A Good Night’s Sleep
|Gerald Tannock||University of Otago||https://orcid.org/0000-0002-9197-733X|
|Anne-Louise Heath||University of Otago||https://orcid.org/0000-0003-2856-0782|
|Barbara Galland||University of Otago||https://orcid.org/0000-0002-2376-3575|
|Nancy Rehrer||University of Otago||https://orcid.org/0000-0003-2201-0958|
|Ian Sims||Ferrier Research Institute|
|Lynley Drummond||Drummond Food Science Advisory Ltd||https://orcid.org/0000-0002-1350-8132|
|Yafei Liu||University of Otago|
Principal Investigator: Emeritus Professor Gerald Tannock, University of Otago
Collaborating Organisations: Victoria University Wellington, Drummond Food Science Advisory Limited
A multidisciplinary team of scientists pursued the concept that new complementary (weaning) foods containing ingredients rich in dietary fibres that promote a particular microbial fermentation in the bowel of infants, will prolong sleep duration. A food containing this mixture of dietary fibres will help satisfy the night-long energy requirements of the child, and lead to fewer night time wakings. While glucose and other easily digested and assimilated macronutrients in food are absorbed quickly from the small bowel, fermentation of dietary fibres by bacteria in the colon takes longer and occurs later, thus providing sustained energy harvest from the diet. The fermentation products (short chain fatty acids) are absorbed from the bowel and have caloric value.

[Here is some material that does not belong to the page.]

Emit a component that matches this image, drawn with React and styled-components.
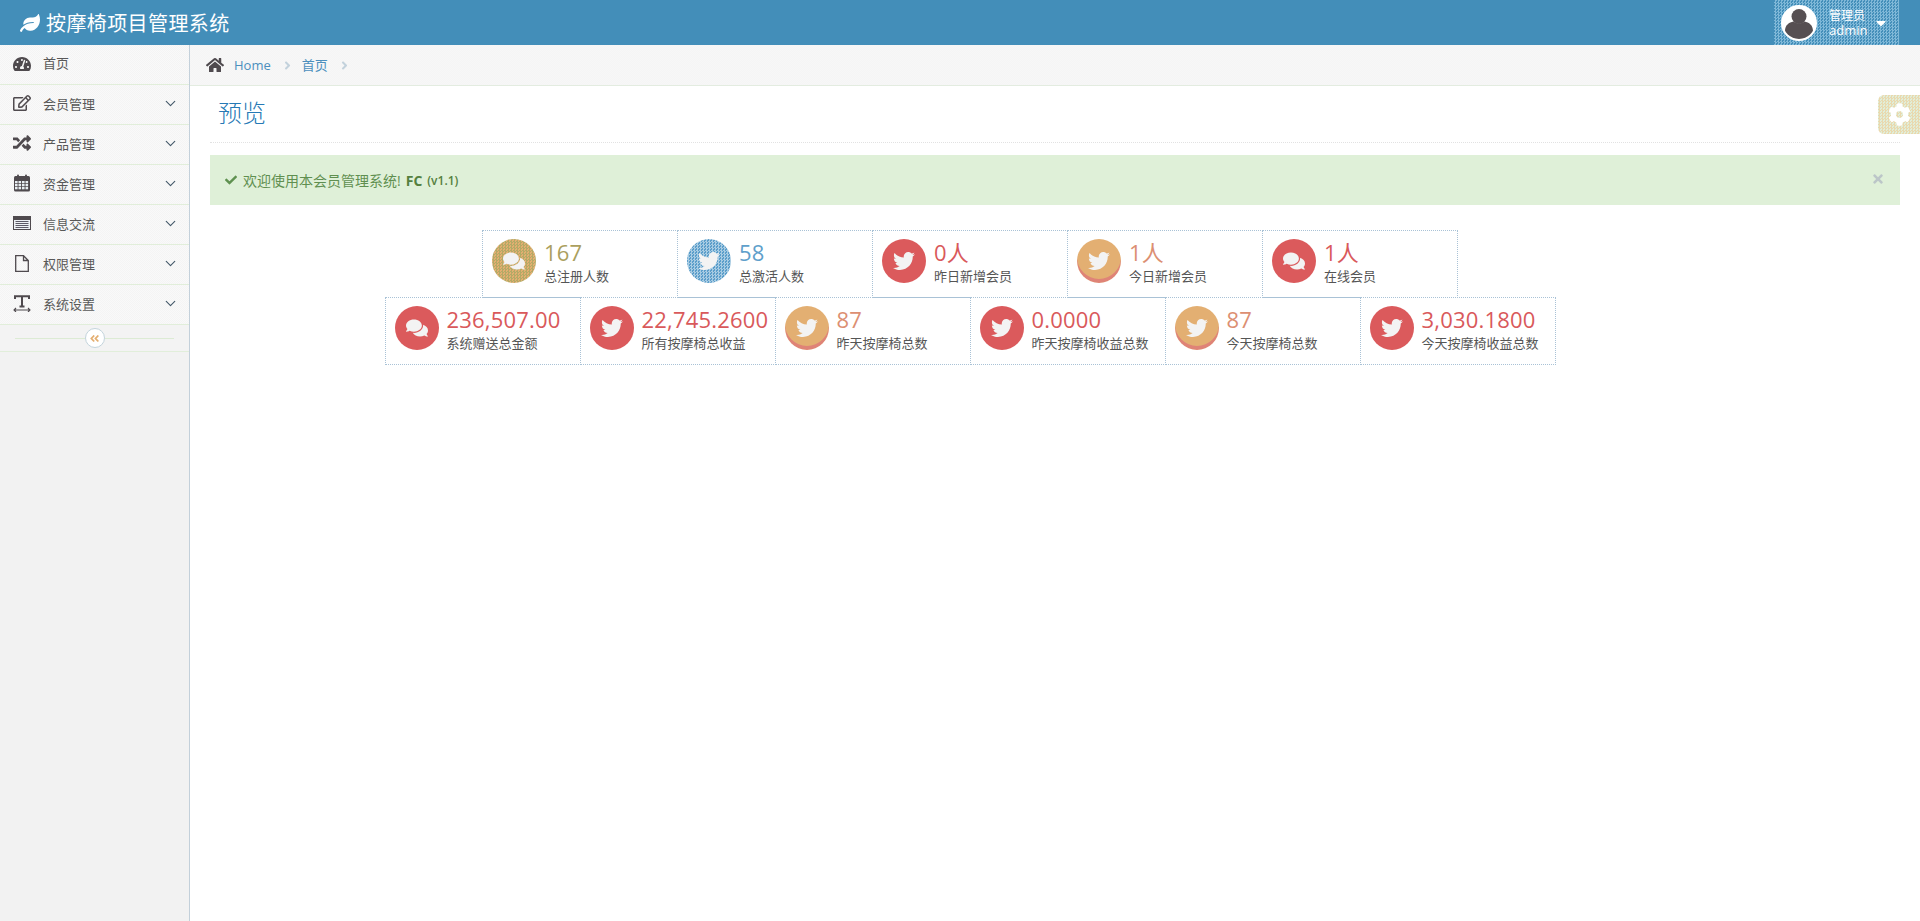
import React from 'react'
import styled, { createGlobalStyle, css } from 'styled-components'
import { ChevronDown } from 'lucide-react'
import {
  FaLeaf, FaTachometerAlt, FaRegEdit, FaRandom,
  FaAngleRight, FaAngleDoubleLeft, FaHome, FaCheck, FaTimes, FaCog, FaCaretDown, FaTwitter, FaComments,
} from 'react-icons/fa'

// the reference is a dithered capture, a 1px checker gets the same grain
const checker = (color, size = 2) => css`
  background-image: conic-gradient(${color} 25%, transparent 0 50%, ${color} 0 75%, transparent 0);
  background-size: ${size}px ${size}px;
`

const GlobalStyle = createGlobalStyle`
  html, body { margin: 0; padding: 0; height: 100%; background: #fff; }
  body {
    font-family: "Open Sans", "Noto Sans CJK SC", sans-serif;
    font-size: 13px;
    color: #393939;
    overflow: hidden;
  }
`

const Page = styled.div`
  height: 100vh;
  display: flex;
  flex-direction: column;
`

const Navbar = styled.header`
  height: 45px;
  flex: none;
  background: #438eb9;
  display: flex;
  align-items: center;
  justify-content: space-between;
  padding: 0 21px 0 20px;
`

const Brand = styled.div`
  display: flex;
  align-items: center;
  gap: 6px;
  color: #fff;
  font-size: 20px;
  letter-spacing: 0.4px;
  svg { font-size: 20px; }
`

const UserPanel = styled.div`
  width: 125px;
  height: 45px;
  box-sizing: border-box;
  background-color: #438eb9;
  ${checker('#7fb8d8', 3)}
  display: flex;
  align-items: center;
  padding-left: 7px;
  color: #fff;
`

const Avatar = styled.div`
  width: 36px;
  height: 36px;
  flex: none;
  border-radius: 50%;
  border: 2px solid #fff;
  box-sizing: border-box;
  background: #fff;
  overflow: hidden;
  margin-right: 12px;
  svg { display: block; width: 100%; height: 100%; }
`

const UserInfo = styled.div`
  display: flex;
  flex-direction: column;
  font-size: 12px;
  line-height: 15px;
  width: 42px;
  span:last-child { font-size: 13px; }
`

const Caret = styled(FaCaretDown)`
  font-size: 16px;
  margin-left: 2px;
`

const Body = styled.div`
  flex: 1;
  display: flex;
  min-height: 0;
`

const Sidebar = styled.aside`
  width: 190px;
  flex: none;
  box-sizing: border-box;
  background: #f2f2f2;
  border-right: 1px solid #c3d0da;
`

const NavItem = styled.div`
  height: 40px;
  box-sizing: border-box;
  display: flex;
  align-items: center;
  padding: 0 10px 3px 13px;
  background-color: #f9f9f9;
  ${checker('#f4f4f4')}
  border-bottom: 1px solid #e1eeda;
  color: #585858;
  font-size: 13px;
`

const NavIcon = styled.span`
  width: 18px;
  height: 18px;
  margin-right: 12px;
  margin-top: ${p => p.$home ? 2 : 0}px;
  display: flex;
  align-items: center;
  justify-content: center;
  font-size: 18px;
  color: #4f4a4e;
`

const NavLabel = styled.span`
  flex: 1;
  margin-top: ${p => p.$home ? -1 : 0}px;
`

const Chevron = styled(ChevronDown)`
  width: 17px;
  height: 17px;
  stroke-width: 1.6;
  color: #44596a;
`

const Collapse = styled.div`
  height: 27px;
  box-sizing: border-box;
  display: flex;
  align-items: center;
  padding: 0 15px;
  background: #f3f3f3;
  border-bottom: 1px solid #e1eeda;
`

const CollapseLine = styled.div`
  flex: 1;
  height: 1px;
  background: #dcebd4;
`

const CollapseButton = styled.div`
  width: 20px;
  height: 20px;
  box-sizing: border-box;
  flex: none;
  border-radius: 50%;
  border: 1px solid #c3d4dc;
  background: #fff;
  color: #e4ae70;
  font-size: 11px;
  display: flex;
  align-items: center;
  justify-content: center;
`

const Main = styled.main`
  flex: 1;
  min-width: 0;
  position: relative;
`

const Breadcrumbs = styled.nav`
  height: 41px;
  box-sizing: border-box;
  background-color: #f5f5f5;
  ${checker('#f7f7f7')}
  border-bottom: 1px solid #e3ece0;
  display: flex;
  align-items: center;
  padding-left: 16px;
  color: #4c8fbd;
  span:nth-of-type(2) { margin: -2px 0 0 -1px; }
`

const HomeIcon = styled(FaHome)`
  font-size: 18px;
  color: #4f4a4e;
  margin-right: 10px;
`

const Separator = styled(FaAngleRight)`
  font-size: 13px;
  color: #c3d2dc;
  margin: 0 9px 0 10px;
`

const Content = styled.div`
  padding: 0 20px;
`

const PageHeader = styled.div`
  height: 57px;
  box-sizing: border-box;
  border-bottom: 1px dotted #e2e2e2;
  padding: 9px 0 0 8px;
  h1 {
    margin: 0;
    font-size: 24px;
    line-height: 36px;
    font-weight: 300;
    color: #2679b5;
  }
`

const SettingsButton = styled.div`
  position: absolute;
  top: 50px;
  right: 0;
  width: 42px;
  height: 39px;
  border-radius: 6px 0 0 6px;
  background-color: #e1eed9;
  ${checker('#e9d9ae', 3)}
  display: flex;
  align-items: center;
  justify-content: center;
  color: #fff;
  font-size: 23px;
`

const Alert = styled.div`
  margin-top: 12px;
  height: 50px;
  box-sizing: border-box;
  background: #dff0d8;
  color: #5f8f50;
  display: flex;
  align-items: center;
  padding: 0 15px;
  font-size: 14px;
  position: relative;
  b { margin: 0 5px; color: #55803f; }
  small { font-size: 12px; font-weight: 600; color: #55803f; }
`

const AlertCheck = styled(FaCheck)`
  font-size: 12px;
  color: #5f9150;
  margin-right: 6px;
`

const AlertClose = styled(FaTimes)`
  position: absolute;
  right: 15px;
  top: 17px;
  font-size: 14px;
  color: #bcc6c8;
`

const Stats = styled.section`
  margin-top: 25px;
  padding-right: 170px;
`

const StatRow = styled.div`
  display: flex;
  justify-content: center;
  & + & { margin-top: -1px; }
`

const Tile = styled.div`
  width: 196px;
  height: 68px;
  box-sizing: border-box;
  flex: none;
  border: 1px dotted #a9c2d6;
  padding: 8px 0 0 9px;
  display: flex;
  & + & { margin-left: -1px; }
`

const tones = {
  olive: { bg: '#e4ae70', dots: '#b3aa66', text: '#ab9f5e' },
  blue: { bg: '#5a9dca', dots: '#a7cbe2', text: '#5fa0cb' },
  red: { bg: '#db5a5c', dots: '#db5a5c', text: '#d9595b' },
  orange: { bg: '#e3af72', dots: '#e3af72', text: '#dc8f72', edge: '#df8377' },
}

const Badge = styled.div`
  width: 44px;
  height: 44px;
  flex: none;
  border-radius: 50%;
  background-color: ${p => tones[p.$tone].bg};
  ${p => checker(tones[p.$tone].dots, 3)}
  ${p => tones[p.$tone].edge && css`box-shadow: inset 0 -4px 0 ${tones[p.$tone].edge};`}
  display: flex;
  align-items: center;
  justify-content: center;
  color: #f3f3f3;
  font-size: 22px;
`

const StatText = styled.div`
  margin-left: 8px;
  display: flex;
  flex-direction: column;
  white-space: nowrap;
`

const StatValue = styled.div`
  font-size: 22px;
  line-height: 28px;
  letter-spacing: 0.2px;
  margin-top: -1px;
  color: ${p => tones[p.$tone].text};
`

const StatLabel = styled.div`
  font-size: 13px;
  line-height: 18px;
  margin-top: 1px;
  color: #555;
`

const CalendarIcon = () => (
  <svg width="18" height="18" viewBox="0 0 18 18">
    <rect x="1" y="2" width="16" height="15.5" rx="1.5" fill="currentColor" />
    <rect x="4" y="0.5" width="2" height="4" rx="1" fill="currentColor" />
    <rect x="12" y="0.500" width="2" height="4" rx="1" fill="currentColor" />
    {[7, 10, 13].map(y => [2, 5.500, 9, 12.500].map(x => (
      <rect key={`${x}-${y}`} x={x} y={y} width="2.600" height="2.300" fill="#e8eef2" />
    )))}
  </svg>
)

const ListIcon = () => (
  <svg width="18" height="14" viewBox="0 0 18 14">
    <rect x="0" y="0" width="18" height="14" fill="currentColor" />
    <rect x="1" y="4" width="16" height="9" fill="#eef1f4" />
    {[5, 7, 9, 11].map(y => <rect key={y} x="2.500" y={y} width="13" height="1" fill="#5d5a66" />)}
  </svg>
)

const FileIcon = () => (
  <svg width="14" height="17" viewBox="0 0 14 17">
    <path d="M.7.7H8.500L13.300 5.500V16.300H.7zM8.500.7V5.500H13.300" fill="none" stroke="currentColor" strokeWidth="1.300" />
  </svg>
)

const TextWidthIcon = () => (
  <svg width="18" height="17" viewBox="0 0 18 17">
    <path d="M2 4V1.200H16V4M9 1.200V11.500M6.500 11.500H11.500" fill="none" stroke="currentColor" strokeWidth="2" />
    <path d="M1 15H17M3 13L1 15L3 17M15 13L17 15L15 17" fill="none" stroke="currentColor" strokeWidth="1.100" />
  </svg>
)

const menu = [
  { label: '首页', Icon: FaTachometerAlt, home: true },
  { label: '会员管理', Icon: FaRegEdit },
  { label: '产品管理', Icon: FaRandom },
  { label: '资金管理', Icon: CalendarIcon },
  { label: '信息交流', Icon: ListIcon },
  { label: '权限管理', Icon: FileIcon },
  { label: '系统设置', Icon: TextWidthIcon },
]

const topRow = [
  { value: '167', label: '总注册人数', tone: 'olive', Icon: FaComments },
  { value: '58', label: '总激活人数', tone: 'blue', Icon: FaTwitter },
  { value: '0人', label: '昨日新增会员', tone: 'red', Icon: FaTwitter },
  { value: '1人', label: '今日新增会员', tone: 'orange', Icon: FaTwitter },
  { value: '1人', label: '在线会员', tone: 'red', Icon: FaComments },
]

const bottomRow = [
  { value: '236,507.00', label: '系统赠送总金额', tone: 'red', Icon: FaComments },
  { value: '22,745.2600', label: '所有按摩椅总收益', tone: 'red', Icon: FaTwitter },
  { value: '87', label: '昨天按摩椅总数', tone: 'orange', Icon: FaTwitter },
  { value: '0.0000', label: '昨天按摩椅收益总数', tone: 'red', Icon: FaTwitter },
  { value: '87', label: '今天按摩椅总数', tone: 'orange', Icon: FaTwitter },
  { value: '3,030.1800', label: '今天按摩椅收益总数', tone: 'red', Icon: FaTwitter },
]

function StatTile({ value, label, tone, Icon }) {
  return (
    <Tile>
      <Badge $tone={tone}><Icon /></Badge>
      <StatText>
        <StatValue $tone={tone}>{value}</StatValue>
        <StatLabel>{label}</StatLabel>
      </StatText>
    </Tile>
  )
}

export default function App() {
  return (
    <Page>
      <GlobalStyle />
      <Navbar>
        <Brand><FaLeaf />按摩椅项目管理系统</Brand>
        <UserPanel>
          <Avatar>
            <svg viewBox="0 0 32 32">
              <circle cx="16" cy="9.500" r="7.500" fill="#564f52" />
              <path d="M2 24c0-6 4-8.500 8.500-9.500 3 2.500 8 2.500 11 0 4.500 1 8.500 3.500 8.500 9.500 0 5-6 8-14 8s-14-3-14-8z" fill="#564f52" />
            </svg>
          </Avatar>
          <UserInfo><span>管理员</span><span>admin</span></UserInfo>
          <Caret />
        </UserPanel>
      </Navbar>
      <Body>
        <Sidebar>
          {menu.map(({ label, Icon, home }) => (
            <NavItem key={label}>
              <NavIcon $home={home}><Icon /></NavIcon>
              <NavLabel $home={home}>{label}</NavLabel>
              {!home && <Chevron />}
            </NavItem>
          ))}
          <Collapse>
            <CollapseLine />
            <CollapseButton><FaAngleDoubleLeft /></CollapseButton>
            <CollapseLine />
          </Collapse>
        </Sidebar>
        <Main>
          <Breadcrumbs>
            <HomeIcon />
            <span>Home</span>
            <Separator />
            <span>首页</span>
            <Separator />
          </Breadcrumbs>
          <SettingsButton><FaCog /></SettingsButton>
          <Content>
            <PageHeader><h1>预览</h1></PageHeader>
            <Alert>
              <AlertCheck />
              欢迎使用本会员管理系统!
              <b>FC</b>
              <small>(v1.1)</small>
              <AlertClose />
            </Alert>
            <Stats>
              <StatRow>{topRow.map(t => <StatTile key={t.label} {...t} />)}</StatRow>
              <StatRow>{bottomRow.map(t => <StatTile key={t.label} {...t} />)}</StatRow>
            </Stats>
          </Content>
        </Main>
      </Body>
    </Page>
  )
}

The objective of the research was to formulate a weaning food that satisfies regulatory requirements and promotes a sustained release of energy by bowel bacteria, helping to satisfy the energy requirements of the child throughout the night. A range of plant polysaccharides representing the various categories of dietary fibre have been tested in laboratory experiments with defined, multi-component mixtures of bowel bacteria. Potential formulations for foods containing polysaccharides that could promote the desired kind of fermentation to improve sleep patterns have been developed. The concept is supported by the results of a study in which the concentrations of bacterial fermentation products was determined in infant faeces and statistically tested in relation to sleep duration of the infants. The research results support the prospect of the formulation of complementary foods that promote a good night’s sleep and which could be tested in an intervention trial with funding support from the food industry and other sources.